One cannot really blame MPs for their “palpable discomfort”, as our online report put it, when they listened to a certain Joe Magro make his plea for the legalisation of euthanasia a few days ago.

Mr Magro suffers from ALS, a progressive disease that could gradually rob him of all his muscle strength, of his ability to speak, eat, move and breathe without support, and ultimately, in his eyes, of all his dignity. Mr Magro wants assistance to end his own life when he reaches that stage.

Faced with a situation that naturally elicits compassion, but with their consciences to contend with, it is no wonder members of Parliament’s Family Affairs Committee were shifting in their seats.
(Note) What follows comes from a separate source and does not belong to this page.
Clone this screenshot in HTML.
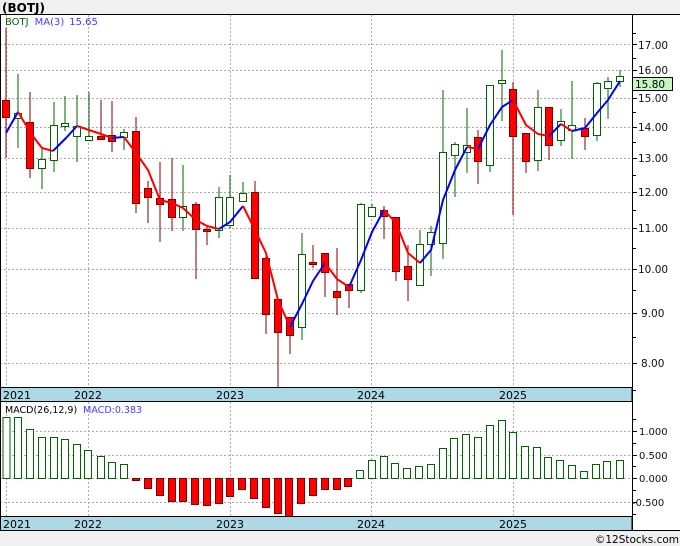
<!DOCTYPE html>
<html><head><meta charset="utf-8"><style>
html,body{margin:0;padding:0;background:#f0f0f0;}
svg{display:block;font-family:"DejaVu Sans","Liberation Sans",sans-serif;}
</style></head><body>
<svg width="680" height="546" viewBox="0 0 680 546" xmlns="http://www.w3.org/2000/svg">
<rect x="0" y="0" width="680" height="546" fill="#f0f0f0"/>
<text x="2" y="12" font-size="12" font-weight="bold" fill="#000">(BOTJ)</text>
<rect x="0" y="14" width="680" height="516" fill="#fff"/>
<line x1="0" y1="14.5" x2="680" y2="14.5" stroke="#000"/>
<g stroke="#aaa" stroke-dasharray="2,2" stroke-width="1">
<line x1="0" y1="44.5" x2="632" y2="44.5"/><line x1="0" y1="70.5" x2="632" y2="70.5"/>
<line x1="0" y1="98.5" x2="632" y2="98.5"/><line x1="0" y1="127.5" x2="632" y2="127.5"/>
<line x1="0" y1="158.5" x2="632" y2="158.5"/><line x1="0" y1="192.5" x2="632" y2="192.5"/>
<line x1="0" y1="228.5" x2="632" y2="228.5"/><line x1="0" y1="269.5" x2="632" y2="269.5"/>
<line x1="0" y1="313.5" x2="632" y2="313.5"/><line x1="0" y1="363.5" x2="632" y2="363.5"/>
<line x1="6.5" y1="15" x2="6.5" y2="388"/><line x1="88.5" y1="15" x2="88.5" y2="388"/>
<line x1="230.5" y1="15" x2="230.5" y2="388"/><line x1="371.5" y1="15" x2="371.5" y2="388"/>
<line x1="513.5" y1="15" x2="513.5" y2="388"/>
<line x1="0" y1="431.5" x2="632" y2="431.5"/><line x1="0" y1="455.5" x2="632" y2="455.5"/>
<line x1="0" y1="478.5" x2="632" y2="478.5"/><line x1="0" y1="502.5" x2="632" y2="502.5"/>
<line x1="6.5" y1="402" x2="6.5" y2="516"/><line x1="88.5" y1="402" x2="88.5" y2="516"/>
<line x1="230.5" y1="402" x2="230.5" y2="516"/><line x1="371.5" y1="402" x2="371.5" y2="516"/>
<line x1="513.5" y1="402" x2="513.5" y2="516"/>
</g>
<text x="5" y="25" font-size="10"><tspan fill="#006400">BOTJ</tspan><tspan fill="#4040ff" dx="6">MA(3)</tspan><tspan fill="#4040ff" dx="5">15.65</tspan></text>
<g stroke-width="1">
<line x1="6" y1="28" x2="6" y2="158" stroke="#800000"/><rect x="2.5" y="100.5" width="7" height="17" fill="#f00" stroke="#800000"/>
<line x1="18" y1="74" x2="18" y2="148" stroke="#006400"/><rect x="14.5" y="113.5" width="7" height="5" fill="#fff" stroke="#006400"/>
<line x1="30" y1="92" x2="30" y2="178" stroke="#800000"/><rect x="26.5" y="122.5" width="7" height="46" fill="#f00" stroke="#800000"/>
<line x1="42" y1="148" x2="42" y2="189" stroke="#006400"/><rect x="38.5" y="159.5" width="7" height="9" fill="#fff" stroke="#006400"/>
<line x1="54" y1="102" x2="54" y2="172" stroke="#006400"/><rect x="50.5" y="125.5" width="7" height="35" fill="#fff" stroke="#006400"/>
<line x1="65" y1="96" x2="65" y2="131" stroke="#006400"/><rect x="61.5" y="123.5" width="7" height="3" fill="#fff" stroke="#006400"/>
<line x1="77" y1="95" x2="77" y2="162" stroke="#006400"/><rect x="73.5" y="126.5" width="7" height="10" fill="#fff" stroke="#006400"/>
<line x1="89" y1="92" x2="89" y2="140" stroke="#006400"/><rect x="85.5" y="136.5" width="7" height="4" fill="#fff" stroke="#006400"/>
<line x1="101" y1="100" x2="101" y2="138" stroke="#800000"/><rect x="97.5" y="136.5" width="7" height="3" fill="#f00" stroke="#800000"/>
<line x1="112" y1="101" x2="112" y2="152" stroke="#800000"/><rect x="108.5" y="135.5" width="7" height="6" fill="#f00" stroke="#800000"/>
<line x1="124" y1="129" x2="124" y2="150" stroke="#006400"/><rect x="120.5" y="132.5" width="7" height="5" fill="#fff" stroke="#006400"/>
<line x1="136" y1="117" x2="136" y2="213" stroke="#800000"/><rect x="132.5" y="131.5" width="7" height="72" fill="#f00" stroke="#800000"/>
<line x1="148" y1="181" x2="148" y2="223" stroke="#800000"/><rect x="144.5" y="188.5" width="7" height="9" fill="#f00" stroke="#800000"/>
<line x1="160" y1="162" x2="160" y2="242" stroke="#800000"/><rect x="156.5" y="198.5" width="7" height="6" fill="#f00" stroke="#800000"/>
<line x1="172" y1="158" x2="172" y2="231" stroke="#800000"/><rect x="168.5" y="199.5" width="7" height="18" fill="#f00" stroke="#800000"/>
<line x1="183" y1="165" x2="183" y2="231" stroke="#006400"/><rect x="179.5" y="206.5" width="7" height="11" fill="#fff" stroke="#006400"/>
<line x1="196" y1="202" x2="196" y2="279" stroke="#800000"/><rect x="192.5" y="204.5" width="7" height="25" fill="#f00" stroke="#800000"/>
<line x1="207" y1="225" x2="207" y2="245" stroke="#800000"/><rect x="203.5" y="229.5" width="7" height="2" fill="#f00" stroke="#800000"/>
<line x1="219" y1="187" x2="219" y2="238" stroke="#006400"/><rect x="215.5" y="197.5" width="7" height="33" fill="#fff" stroke="#006400"/>
<line x1="230" y1="175" x2="230" y2="228" stroke="#006400"/><rect x="226.5" y="197.5" width="7" height="28" fill="#fff" stroke="#006400"/>
<line x1="243" y1="182" x2="243" y2="202" stroke="#006400"/><rect x="239.5" y="193.5" width="7" height="8" fill="#fff" stroke="#006400"/>
<line x1="255" y1="181" x2="255" y2="278" stroke="#800000"/><rect x="251.5" y="192.5" width="7" height="86" fill="#f00" stroke="#800000"/>
<line x1="266" y1="252" x2="266" y2="334" stroke="#800000"/><rect x="262.5" y="258.5" width="7" height="56" fill="#f00" stroke="#800000"/>
<line x1="278" y1="299" x2="278" y2="387" stroke="#800000"/><rect x="274.5" y="299.5" width="7" height="33" fill="#f00" stroke="#800000"/>
<line x1="290" y1="317" x2="290" y2="354" stroke="#800000"/><rect x="286.5" y="317.5" width="7" height="18" fill="#f00" stroke="#800000"/>
<line x1="302" y1="233" x2="302" y2="340" stroke="#006400"/><rect x="298.5" y="254.5" width="7" height="73" fill="#fff" stroke="#006400"/>
<line x1="313" y1="245" x2="313" y2="268" stroke="#800000"/><rect x="309.5" y="262.5" width="7" height="2" fill="#f00" stroke="#800000"/>
<line x1="325" y1="253" x2="325" y2="297" stroke="#800000"/><rect x="321.5" y="253.5" width="7" height="19" fill="#f00" stroke="#800000"/>
<line x1="337" y1="248" x2="337" y2="315" stroke="#800000"/><rect x="333.5" y="291.5" width="7" height="6" fill="#f00" stroke="#800000"/>
<line x1="349" y1="284" x2="349" y2="308" stroke="#800000"/><rect x="345.5" y="284.5" width="7" height="6" fill="#f00" stroke="#800000"/>
<line x1="361" y1="203" x2="361" y2="293" stroke="#006400"/><rect x="357.5" y="204.5" width="7" height="86" fill="#fff" stroke="#006400"/>
<line x1="372" y1="204" x2="372" y2="216" stroke="#006400"/><rect x="368.5" y="207.5" width="7" height="9" fill="#fff" stroke="#006400"/>
<line x1="384" y1="206" x2="384" y2="239" stroke="#800000"/><rect x="380.5" y="210.5" width="7" height="6" fill="#f00" stroke="#800000"/>
<line x1="396" y1="217" x2="396" y2="281" stroke="#800000"/><rect x="392.5" y="217.5" width="7" height="54" fill="#f00" stroke="#800000"/>
<line x1="408" y1="245" x2="408" y2="301" stroke="#800000"/><rect x="404.5" y="266.5" width="7" height="13" fill="#f00" stroke="#800000"/>
<line x1="420" y1="230" x2="420" y2="285" stroke="#006400"/><rect x="416.5" y="244.5" width="7" height="41" fill="#fff" stroke="#006400"/>
<line x1="431" y1="226" x2="431" y2="276" stroke="#006400"/><rect x="427.5" y="232.5" width="7" height="12" fill="#fff" stroke="#006400"/>
<line x1="443" y1="90" x2="443" y2="259" stroke="#006400"/><rect x="439.5" y="152.5" width="7" height="91" fill="#fff" stroke="#006400"/>
<line x1="455" y1="142" x2="455" y2="197" stroke="#006400"/><rect x="451.5" y="144.5" width="7" height="11" fill="#fff" stroke="#006400"/>
<line x1="467" y1="108" x2="467" y2="173" stroke="#006400"/><rect x="463.5" y="145.5" width="7" height="7" fill="#fff" stroke="#006400"/>
<line x1="478" y1="130" x2="478" y2="184" stroke="#800000"/><rect x="474.5" y="137.5" width="7" height="24" fill="#f00" stroke="#800000"/>
<line x1="490" y1="85" x2="490" y2="172" stroke="#006400"/><rect x="486.5" y="85.5" width="7" height="80" fill="#fff" stroke="#006400"/>
<line x1="502" y1="50" x2="502" y2="121" stroke="#006400"/><rect x="498.5" y="80.5" width="7" height="3" fill="#fff" stroke="#006400"/>
<line x1="513" y1="82" x2="513" y2="215" stroke="#800000"/><rect x="509.5" y="89.5" width="7" height="47" fill="#f00" stroke="#800000"/>
<line x1="526" y1="133" x2="526" y2="173" stroke="#800000"/><rect x="522.5" y="133.5" width="7" height="28" fill="#f00" stroke="#800000"/>
<line x1="538" y1="90" x2="538" y2="171" stroke="#006400"/><rect x="534.5" y="107.5" width="7" height="53" fill="#fff" stroke="#006400"/>
<line x1="549" y1="107" x2="549" y2="160" stroke="#800000"/><rect x="545.5" y="107.5" width="7" height="38" fill="#f00" stroke="#800000"/>
<line x1="561" y1="109" x2="561" y2="146" stroke="#006400"/><rect x="557.5" y="121.5" width="7" height="19" fill="#fff" stroke="#006400"/>
<line x1="572" y1="81" x2="572" y2="159" stroke="#006400"/><rect x="568.5" y="125.5" width="7" height="5" fill="#fff" stroke="#006400"/>
<line x1="585" y1="118" x2="585" y2="150" stroke="#800000"/><rect x="581.5" y="128.5" width="7" height="8" fill="#f00" stroke="#800000"/>
<line x1="597" y1="82" x2="597" y2="141" stroke="#006400"/><rect x="593.5" y="83.5" width="7" height="52" fill="#fff" stroke="#006400"/>
<line x1="608" y1="77" x2="608" y2="119" stroke="#006400"/><rect x="604.5" y="81.5" width="7" height="7" fill="#fff" stroke="#006400"/>
<line x1="620" y1="70" x2="620" y2="87" stroke="#006400"/><rect x="616.5" y="76.5" width="7" height="5" fill="#fff" stroke="#006400"/>
</g>
<g fill="none" stroke-width="2" stroke-linejoin="round">
<polyline stroke="#00f" points="6,133 18,112"/>
<polyline stroke="#f00" points="18,112 32,135 42,148 53,151"/>
<polyline stroke="#00f" points="53,151 66,138 77,126"/>
<polyline stroke="#f00" points="77,126 89,130 101,134 112,138"/>
<polyline stroke="#00f" points="112,138 124,137"/>
<polyline stroke="#f00" points="124,137 136,153 148,170 160,200 172,203 183,208 196,220 207,226 219,229"/>
<polyline stroke="#00f" points="219,229 230,222 243,206"/>
<polyline stroke="#f00" points="243,206 255,230 266,253 278,300 290,327"/>
<polyline stroke="#00f" points="290,327 302,304 313,281 325,263"/>
<polyline stroke="#f00" points="325,263 337,279 349,287"/>
<polyline stroke="#00f" points="349,287 361,260 372,232 384,210"/>
<polyline stroke="#f00" points="384,210 396,223 408,253 420,263"/>
<polyline stroke="#00f" points="420,263 431,250 443,200 455,170 467,147"/>
<polyline stroke="#f00" points="467,147 478,149"/>
<polyline stroke="#00f" points="478,149 490,125 502,107 513,100"/>
<polyline stroke="#f00" points="513,100 526,125 538,134 549,136"/>
<polyline stroke="#00f" points="549,136 561,124"/>
<polyline stroke="#f00" points="561,124 572,131"/>
<polyline stroke="#00f" points="572,131 585,128 597,113 608,100 620,81"/>
</g>
<g stroke-width="1">
<g fill="#fff" stroke="#006400">
<rect x="3" y="417.5" width="7" height="61"/><rect x="14.5" y="417.5" width="7" height="61"/>
<rect x="26.5" y="429.5" width="7" height="49"/><rect x="38.5" y="437.5" width="7" height="41"/>
<rect x="50.5" y="437.5" width="7" height="41"/><rect x="61.5" y="439.5" width="7" height="39"/>
<rect x="73.5" y="444.5" width="7" height="34"/><rect x="84.5" y="450.5" width="7" height="28"/>
<rect x="97.5" y="456.5" width="7" height="22"/><rect x="108.5" y="462.5" width="7" height="16"/>
<rect x="120.5" y="464.5" width="7" height="14"/>
<rect x="356.5" y="470.5" width="7" height="8"/><rect x="368.5" y="460.5" width="7" height="18"/>
<rect x="380.5" y="456.5" width="7" height="22"/><rect x="391.5" y="463.5" width="7" height="15"/>
<rect x="403.5" y="468.5" width="7" height="10"/><rect x="415.5" y="466.5" width="7" height="12"/>
<rect x="427.5" y="464.5" width="7" height="14"/><rect x="439.5" y="448.5" width="7" height="30"/>
<rect x="450.5" y="438.5" width="7" height="40"/><rect x="462.5" y="434.5" width="7" height="44"/>
<rect x="474.5" y="437.5" width="7" height="41"/><rect x="486.5" y="425.5" width="7" height="53"/>
<rect x="498.5" y="420.5" width="7" height="58"/><rect x="509.5" y="432.5" width="7" height="46"/>
<rect x="521.5" y="446.5" width="7" height="32"/><rect x="533.5" y="447.5" width="7" height="31"/>
<rect x="544.5" y="457.5" width="7" height="21"/><rect x="556.5" y="460.5" width="7" height="18"/>
<rect x="568.5" y="465.5" width="7" height="13"/><rect x="580.5" y="471.5" width="7" height="7"/>
<rect x="592.5" y="464.5" width="7" height="14"/><rect x="603.5" y="461.5" width="7" height="17"/>
<rect x="616.5" y="460.5" width="7" height="18"/>
</g>
<g fill="#f00" stroke="#800000">
<rect x="132.5" y="478.5" width="7" height="2"/><rect x="144.5" y="478.5" width="7" height="10"/>
<rect x="156.5" y="478.5" width="7" height="17"/><rect x="168.5" y="478.5" width="7" height="23"/>
<rect x="179.5" y="478.5" width="7" height="23"/><rect x="191.5" y="478.5" width="7" height="26"/>
<rect x="203.5" y="478.5" width="7" height="27"/><rect x="215.5" y="478.5" width="7" height="25"/>
<rect x="226.5" y="478.5" width="7" height="18"/><rect x="238.5" y="478.5" width="7" height="11"/>
<rect x="250.5" y="478.5" width="7" height="20"/><rect x="262.5" y="478.5" width="7" height="29"/>
<rect x="274.5" y="478.5" width="7" height="35"/><rect x="285.5" y="478.5" width="7" height="38"/>
<rect x="297.5" y="478.5" width="7" height="25"/><rect x="309.5" y="478.5" width="7" height="17"/>
<rect x="321.5" y="478.5" width="7" height="11"/><rect x="333.5" y="478.5" width="7" height="11"/>
<rect x="344.5" y="478.5" width="7" height="8"/>
</g>
</g>
<text x="5" y="413" font-size="9.5"><tspan fill="#000">MACD(26,12,9)</tspan><tspan fill="#4040ff" dx="6">MACD:0.383</tspan></text>
<rect x="0" y="387.5" width="632" height="14" fill="#add8e6" stroke="#000"/>
<rect x="0" y="516.5" width="632" height="14" fill="#add8e6" stroke="#000"/>
<g font-size="11" fill="#000">
<text x="3" y="399">2021</text><text x="74" y="399">2022</text><text x="216" y="399">2023</text><text x="357" y="399">2024</text><text x="499" y="399">2025</text>
<text x="3" y="528">2021</text><text x="74" y="528">2022</text><text x="216" y="528">2023</text><text x="357" y="528">2024</text><text x="499" y="528">2025</text>
</g>
<line x1="632.5" y1="14" x2="632.5" y2="531" stroke="#000"/>
<line x1="0.5" y1="14" x2="0.5" y2="531" stroke="#000"/>
<line x1="0" y1="530.5" x2="680" y2="530.5" stroke="#000"/>
<g stroke="#000">
<line x1="632" y1="44.5" x2="637" y2="44.5"/><line x1="632" y1="70.5" x2="637" y2="70.5"/><line x1="632" y1="98.5" x2="637" y2="98.5"/>
<line x1="632" y1="127.5" x2="637" y2="127.5"/><line x1="632" y1="158.5" x2="637" y2="158.5"/><line x1="632" y1="192.5" x2="637" y2="192.5"/>
<line x1="632" y1="228.5" x2="637" y2="228.5"/><line x1="632" y1="269.5" x2="637" y2="269.5"/><line x1="632" y1="313.5" x2="637" y2="313.5"/>
<line x1="632" y1="363.5" x2="637" y2="363.5"/>
<line x1="632" y1="33.5" x2="636" y2="33.5"/><line x1="632" y1="58.5" x2="636" y2="58.5"/><line x1="632" y1="84.5" x2="636" y2="84.5"/>
<line x1="632" y1="112.5" x2="636" y2="112.5"/><line x1="632" y1="142.5" x2="636" y2="142.5"/><line x1="632" y1="175.5" x2="636" y2="175.5"/>
<line x1="632" y1="210.5" x2="636" y2="210.5"/><line x1="632" y1="248.5" x2="636" y2="248.5"/><line x1="632" y1="290.5" x2="636" y2="290.5"/>
<line x1="632" y1="337.5" x2="636" y2="337.5"/><line x1="632" y1="390.5" x2="636" y2="390.5"/>
<line x1="632" y1="419.5" x2="636" y2="419.5"/><line x1="632" y1="431.5" x2="637" y2="431.5"/><line x1="632" y1="443.5" x2="636" y2="443.5"/>
<line x1="632" y1="455.5" x2="637" y2="455.5"/><line x1="632" y1="466.5" x2="636" y2="466.5"/><line x1="632" y1="478.5" x2="637" y2="478.5"/>
<line x1="632" y1="490.5" x2="636" y2="490.5"/><line x1="632" y1="502.5" x2="637" y2="502.5"/><line x1="632" y1="514.5" x2="636" y2="514.5"/>
</g>
<g font-size="10.5" fill="#111">
<text x="638" y="49">17.00</text><text x="638" y="74">16.00</text><text x="638" y="102">15.00</text>
<text x="638" y="131">14.00</text><text x="638" y="162">13.00</text><text x="638" y="196">12.00</text>
<text x="638" y="232">11.00</text><text x="638" y="273">10.00</text><text x="641" y="317">9.00</text><text x="641" y="367">8.00</text>
</g>
<g font-size="10" fill="#111">
<text x="639" y="435">1.000</text><text x="639" y="459">0.500</text><text x="639" y="482">0.000</text><text x="632" y="506">-0.500</text>
</g>
<rect x="632.5" y="77.5" width="40" height="13" fill="#c8f5c0" stroke="#000"/>
<text x="635" y="88" font-size="10.5" fill="#000">15.80</text>
<rect x="0" y="531" width="680" height="15" fill="#f0f0f0"/>
<text x="679" y="543" font-size="10.5" fill="#000" text-anchor="end">©12Stocks.com</text>
</svg>
</body></html>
The committee chairman, Godfrey Farrugia, is therefore to be praised for giving Mr Magro a hearing and promising to take the discussion on euthanasia forward in a joint meeting of the family, social and health affairs committees. While he is against euthanasia as a doctor, as a politician he is willing to listen, as he told this newspaper last week.

Euthanasia is generally taken to mean the ending of life by a doctor, at the request of the patient, in order to ease pain and suffering. There is also a major distinction to be made between active euthanasia, which involves the administration of lethal substances to the patient, and passive, the withdrawal of life-prolonging treatment.

Euthanasia is sometimes called ‘assisted dying’. Motives other than the wish to avoid extreme pain include the fear of losing one’s mental faculties and, as in Mr Magro’s case, of a long drawn-out, undignified end.

A recent survey of local doctors found that just over one in 10 had received requests for euthanasia but slightly fewer than that would ever consider granting it. Still, about half agreed to intensifying the administration of painkillers with the possibility of hastening death.

An article in the Malta Medical Journal called for legal and moral guidance for doctors “in this rather difficult area of practice”, as their only guidance right now is their religion or philosophy of life.

Which is another reason why Dr Farrugia’s initiative can be considered praiseworthy. One more is that it stems from a desire to understand a man whose distress is clearly genuine and profound.

Indeed, if a full-blown national debate on this subject is to follow, compassion and understanding should be among its guiding values. While life may be viewed as sacred, and pain as spiritually enriching even, it would be callous to condemn euthanasia outright without a much deeper examination of all the factors involved.

The debate should be wide-ranging and embrace, among others, quality of life, relief of suffering, the mission of the medical profession, efficacy of palliative care, right to self-determination, the idea of a living will, need to protect vulnerable patients, the rights of relatives and the nature of death in relation to both body and mind.

The discussion would need to be conducted with an open-minded attitude, to allow for proper reflection and a degree of societal soul-searching, which is always a healthy exercise in itself.

On a trip back from Africa, Pope Francis had warned against fundamentalism and urged his fellow Catholics not to believe they have “absolute truth”. That note of caution could well apply to a debate like this.

Despite what appear to be his strong moral views on euthanasia, Dr Farrugia told his committee that the charged topic needs to be discussed on an ethical level and not within religious parameters.

It is important that Church teachings should inform the debate. However, they should not determine its outcome. After divorce and civil union, this may well become the most serious test yet of the separation of Church and State.